As mentioned earlier, the leveraged buyout of RJR Nabisco by KKR is a classic example of asset stripping. Following the acquisition, KKR sold off several of RJR Nabisco’s non-core businesses and real estate holdings to pay down the debt incurred during the buyout and to generate returns for its investors.

Cadbury and Kraft Foods

In 2010, Kraft Foods acquired the British confectionery company Cadbury for $19 billion. After the acquisition, Kraft sold off several of Cadbury’s non-core assets, including its Polish and Romanian operations, to streamline its business and focus on core markets. This move was seen by some as a form of asset stripping, leading to criticism from stakeholders who were concerned about job losses and the impact on local communities.

Sears Holdings

Another notable case is Sears Holdings. Once a retail giant, Sears underwent a series of asset stripping activities under the leadership of hedge fund manager Edward Lampert. Valuable real estate and brands were sold off, leading to the closure of many stores and significant job losses. Ultimately, Sears filed for bankruptcy, illustrating the long-term consequences of aggressive asset stripping.

The Bottom Line

Asset stripping, involving the acquisition and sale of a company's assets, is a strategy that can yield significant financial returns but often carries considerable risks and ethical concerns. Emerging prominently in the 1980s, it exemplifies the tension between short-term profits and long-term sustainability.

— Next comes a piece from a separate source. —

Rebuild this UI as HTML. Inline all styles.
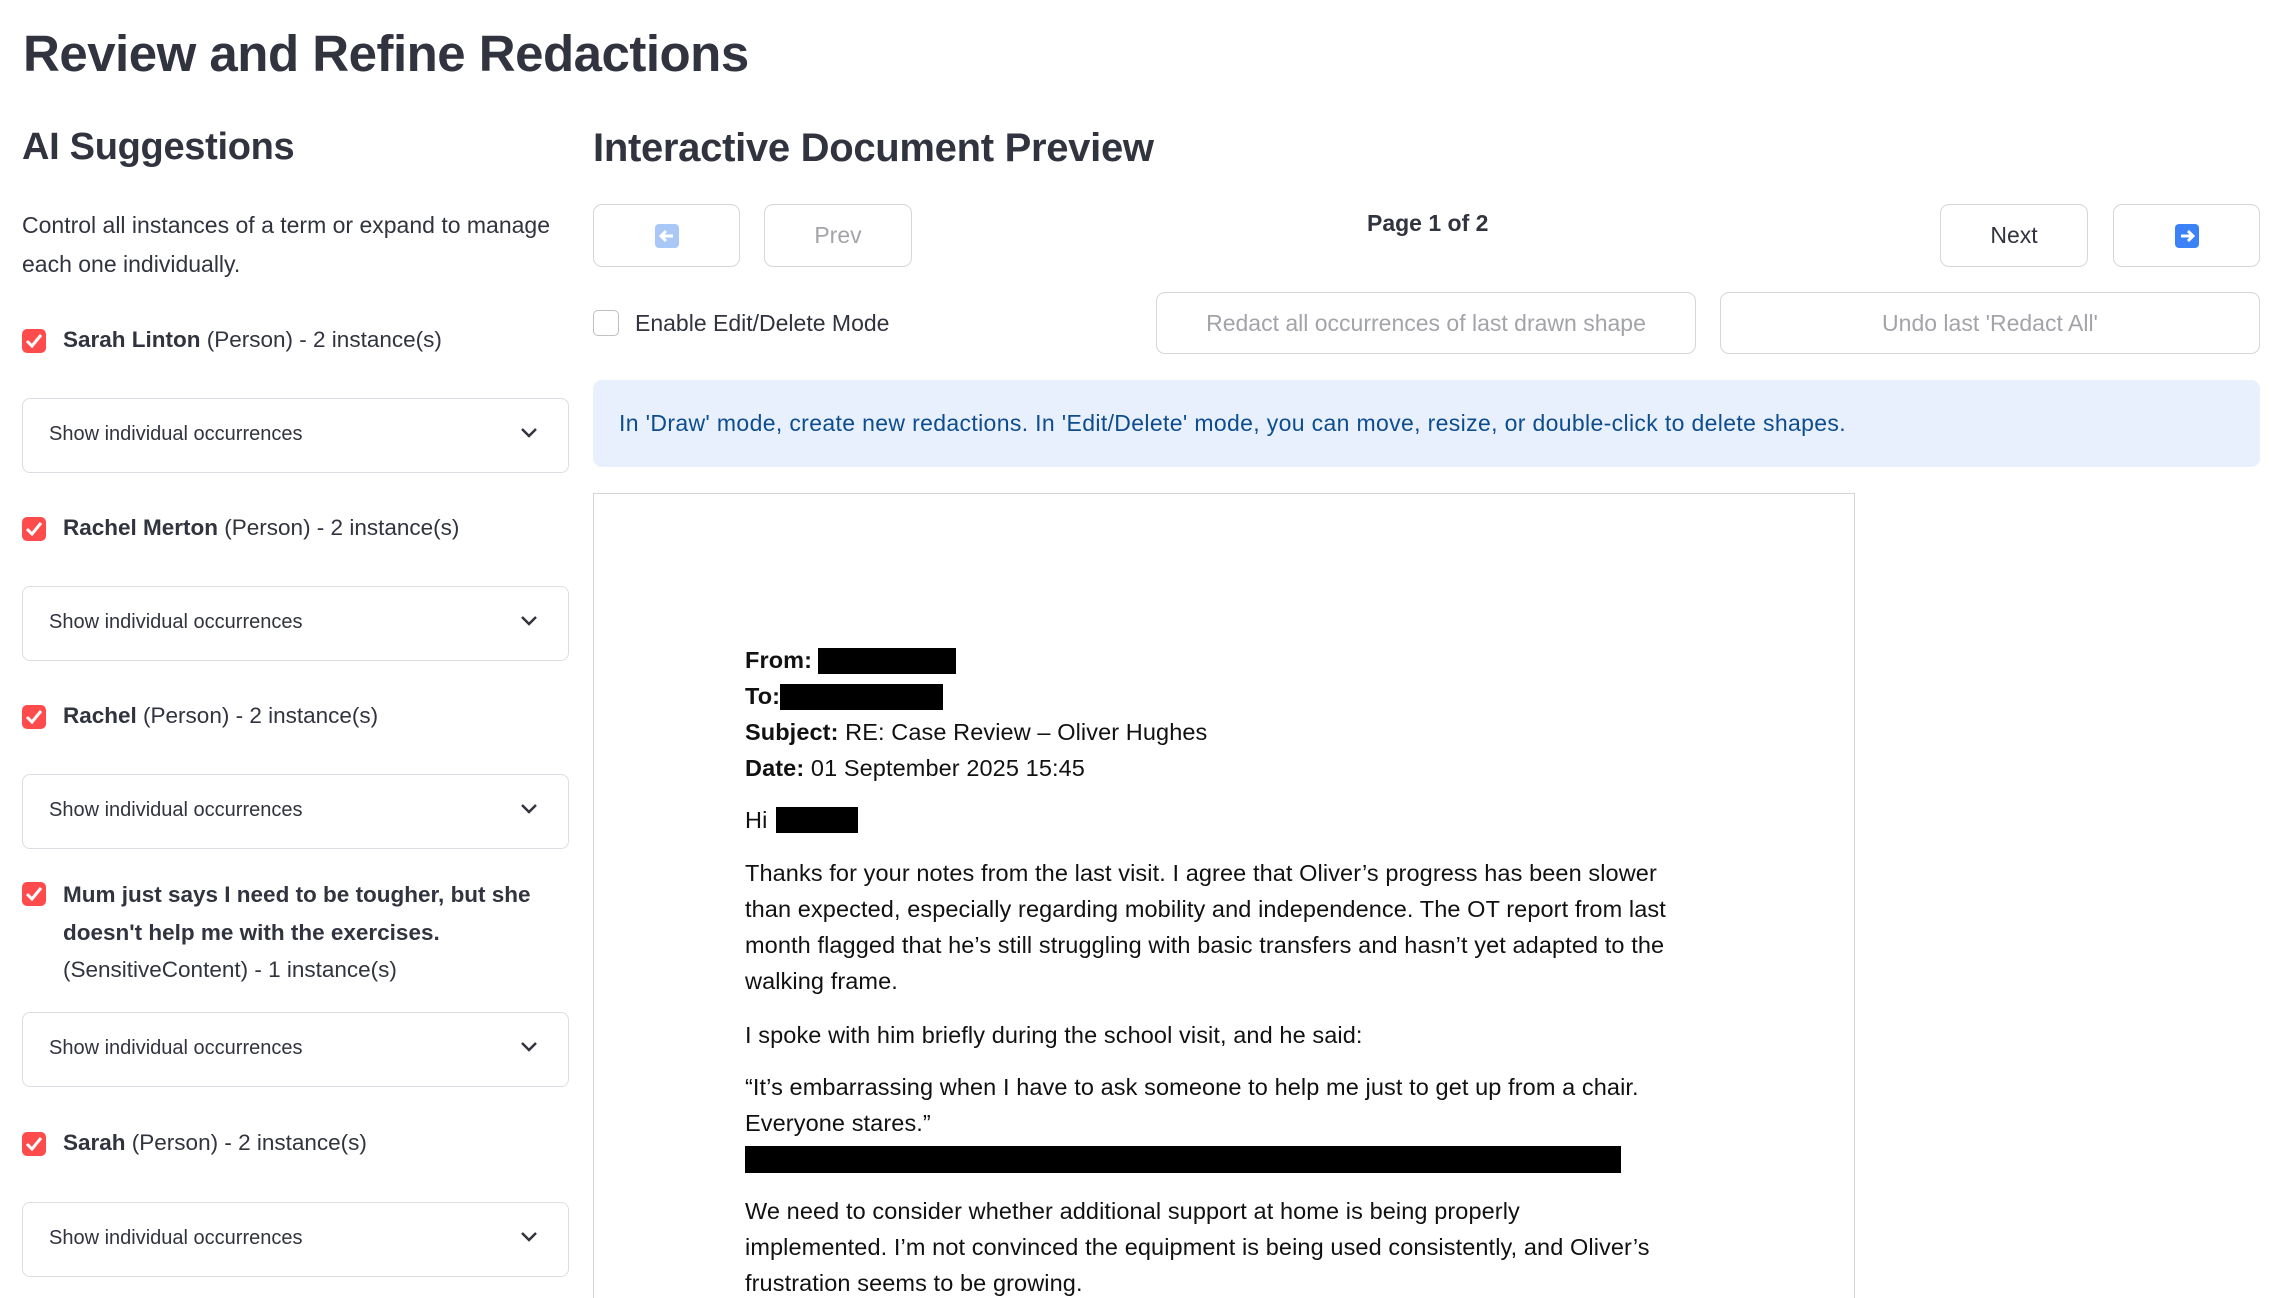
<!DOCTYPE html>
<html style="overflow:hidden;height:1298px"><head><meta charset="utf-8"><style>
*{box-sizing:border-box;margin:0;padding:0}
body{width:2269px;height:1298px;overflow:hidden;background:#fff;font-family:"Liberation Sans",sans-serif;color:#31333f;position:relative}
.a{position:absolute;white-space:nowrap}
h1{position:absolute;left:23px;top:24px;font-size:51px;font-weight:700;letter-spacing:-0.5px}
h2{position:absolute;font-size:40px;font-weight:700;letter-spacing:-0.3px}
.cb{position:absolute;width:24px;height:24px;background:#ff4b4b;border-radius:5px}
.cb svg{position:absolute;left:3px;top:4px}
.lbl{position:absolute;font-size:22.5px;color:#31333f}
.exp{position:absolute;left:22px;width:547px;height:75px;border:1.5px solid #dcdde2;border-radius:8px}
.exp span{position:absolute;left:26px;top:24px;font-size:20px}
.exp svg{position:absolute;right:30px;top:28px}
.btn{position:absolute;border:1.5px solid #d6d6d9;border-radius:9px;display:flex;align-items:center;justify-content:center;font-size:23px}
.ic{width:24px;height:24px;border-radius:4px;background:#3b82f6;position:relative}
.dt{position:absolute;left:745px;font-size:23.5px;color:#111;white-space:nowrap;letter-spacing:0.1px}
.rb{position:absolute;background:#000}
</style></head><body>
<h1>Review and Refine Redactions</h1>
<h2 style="left:22px;top:126px;font-size:38px">AI Suggestions</h2>
<h2 style="left:593px;top:126px">Interactive Document Preview</h2>

<div class="a" style="left:22px;top:206px;font-size:23px;line-height:39px;white-space:normal;width:570px">Control all instances of a term or expand to manage each one individually.</div>

<div class="cb" style="left:22px;top:329px"><svg width="18" height="16" viewBox="0 0 18 16"><path d="M2 8l5 5 9-11" stroke="#fff" stroke-width="3" fill="none"/></svg></div>
<div class="lbl" style="left:63px;top:327px"><b>Sarah Linton</b> (Person) - 2 instance(s)</div>
<div class="exp" style="top:398px"><span>Show individual occurrences</span><svg width="18" height="12" viewBox="0 0 18 12"><path d="M2 2l7 7 7-7" stroke="#31333f" stroke-width="2.5" fill="none"/></svg></div>

<div class="cb" style="left:22px;top:517px"><svg width="18" height="16" viewBox="0 0 18 16"><path d="M2 8l5 5 9-11" stroke="#fff" stroke-width="3" fill="none"/></svg></div>
<div class="lbl" style="left:63px;top:515px"><b>Rachel Merton</b> (Person) - 2 instance(s)</div>
<div class="exp" style="top:586px"><span>Show individual occurrences</span><svg width="18" height="12" viewBox="0 0 18 12"><path d="M2 2l7 7 7-7" stroke="#31333f" stroke-width="2.5" fill="none"/></svg></div>

<div class="cb" style="left:22px;top:705px"><svg width="18" height="16" viewBox="0 0 18 16"><path d="M2 8l5 5 9-11" stroke="#fff" stroke-width="3" fill="none"/></svg></div>
<div class="lbl" style="left:63px;top:703px"><b>Rachel</b> (Person) - 2 instance(s)</div>
<div class="exp" style="top:774px"><span>Show individual occurrences</span><svg width="18" height="12" viewBox="0 0 18 12"><path d="M2 2l7 7 7-7" stroke="#31333f" stroke-width="2.5" fill="none"/></svg></div>

<div class="cb" style="left:22px;top:882px"><svg width="18" height="16" viewBox="0 0 18 16"><path d="M2 8l5 5 9-11" stroke="#fff" stroke-width="3" fill="none"/></svg></div>
<div class="lbl" style="left:63px;top:876px;line-height:37.5px;white-space:nowrap"><b>Mum just says I need to be tougher, but she<br>doesn't help me with the exercises.</b><br>(SensitiveContent) - 1 instance(s)</div>
<div class="exp" style="top:1012px"><span>Show individual occurrences</span><svg width="18" height="12" viewBox="0 0 18 12"><path d="M2 2l7 7 7-7" stroke="#31333f" stroke-width="2.5" fill="none"/></svg></div>

<div class="cb" style="left:22px;top:1132px"><svg width="18" height="16" viewBox="0 0 18 16"><path d="M2 8l5 5 9-11" stroke="#fff" stroke-width="3" fill="none"/></svg></div>
<div class="lbl" style="left:63px;top:1130px"><b>Sarah</b> (Person) - 2 instance(s)</div>
<div class="exp" style="top:1202px"><span>Show individual occurrences</span><svg width="18" height="12" viewBox="0 0 18 12"><path d="M2 2l7 7 7-7" stroke="#31333f" stroke-width="2.5" fill="none"/></svg></div>

<!-- nav -->
<div class="btn" style="left:593px;top:204px;width:147px;height:63px"><div class="ic" style="background:#aac8f5"><svg width="24" height="24" viewBox="0 0 24 24" style="position:absolute;left:0;top:0"><path d="M18 12H7M11 7l-5 5 5 5" stroke="#fff" stroke-width="3" fill="none"/></svg></div></div>
<div class="btn" style="left:764px;top:204px;width:148px;height:63px;color:#a3a4a9">Prev</div>
<div class="a" style="left:1367px;top:210px;font-size:23px;font-weight:700">Page 1 of 2</div>
<div class="btn" style="left:1940px;top:204px;width:148px;height:63px">Next</div>
<div class="btn" style="left:2113px;top:204px;width:147px;height:63px"><div class="ic"><svg width="24" height="24" viewBox="0 0 24 24" style="position:absolute;left:0;top:0"><path d="M6 12h11M13 7l5 5-5 5" stroke="#fff" stroke-width="3" fill="none"/></svg></div></div>

<div style="position:absolute;left:593px;top:310px;width:26px;height:26px;border:1.5px solid #bfc0c5;border-radius:5px"></div>
<div class="a" style="left:635px;top:310px;font-size:23px">Enable Edit/Delete Mode</div>
<div class="btn" style="left:1156px;top:292px;width:540px;height:62px;color:#a3a4a9">Redact all occurrences of last drawn shape</div>
<div class="btn" style="left:1720px;top:292px;width:540px;height:62px;color:#a3a4a9">Undo last 'Redact All'</div>

<div style="position:absolute;left:593px;top:380px;width:1667px;height:87px;background:#e7f0fc;border-radius:9px"></div>
<div class="a" style="left:619px;top:410px;font-size:23px;letter-spacing:0.35px;color:#0d4c8f">In 'Draw' mode, create new redactions. In 'Edit/Delete' mode, you can move, resize, or double-click to delete shapes.</div>

<!-- document -->
<div style="position:absolute;left:593px;top:493px;width:1262px;height:805px;border:1.5px solid #d4d4d4;border-bottom:none"></div>
<div class="dt" style="top:647px"><b>From:</b></div><div class="rb" style="left:818px;top:648px;width:138px;height:26px"></div>
<div class="dt" style="top:683px"><b>To:</b></div><div class="rb" style="left:780px;top:684px;width:163px;height:26px"></div>
<div class="dt" style="top:719px"><b>Subject:</b> RE: Case Review – Oliver Hughes</div>
<div class="dt" style="top:755px"><b>Date:</b> 01 September 2025 15:45</div>
<div class="dt" style="top:807px">Hi</div><div class="rb" style="left:776px;top:807px;width:82px;height:26px"></div>
<div class="dt" style="top:860px">Thanks for your notes from the last visit. I agree that Oliver’s progress has been slower</div>
<div class="dt" style="top:896px">than expected, especially regarding mobility and independence. The OT report from last</div>
<div class="dt" style="top:932px">month flagged that he’s still struggling with basic transfers and hasn’t yet adapted to the</div>
<div class="dt" style="top:968px">walking frame.</div>
<div class="dt" style="top:1022px">I spoke with him briefly during the school visit, and he said:</div>
<div class="dt" style="top:1074px">“It’s embarrassing when I have to ask someone to help me just to get up from a chair.</div>
<div class="dt" style="top:1110px">Everyone stares.”</div>
<div class="rb" style="left:745px;top:1146px;width:876px;height:27px"></div>
<div class="dt" style="top:1198px">We need to consider whether additional support at home is being properly</div>
<div class="dt" style="top:1234px">implemented. I’m not convinced the equipment is being used consistently, and Oliver’s</div>
<div class="dt" style="top:1270px">frustration seems to be growing.</div>
</body></html>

While financially beneficial to investors, asset stripping can lead to job losses, business disruption, and reputational damage for the target company. Ethical debates and legal regulations further complicate the practice. Understanding these dynamics is crucial for anyone involved in corporate finance and investment, ensuring that such strategies are executed responsibly and with consideration of their broader impacts.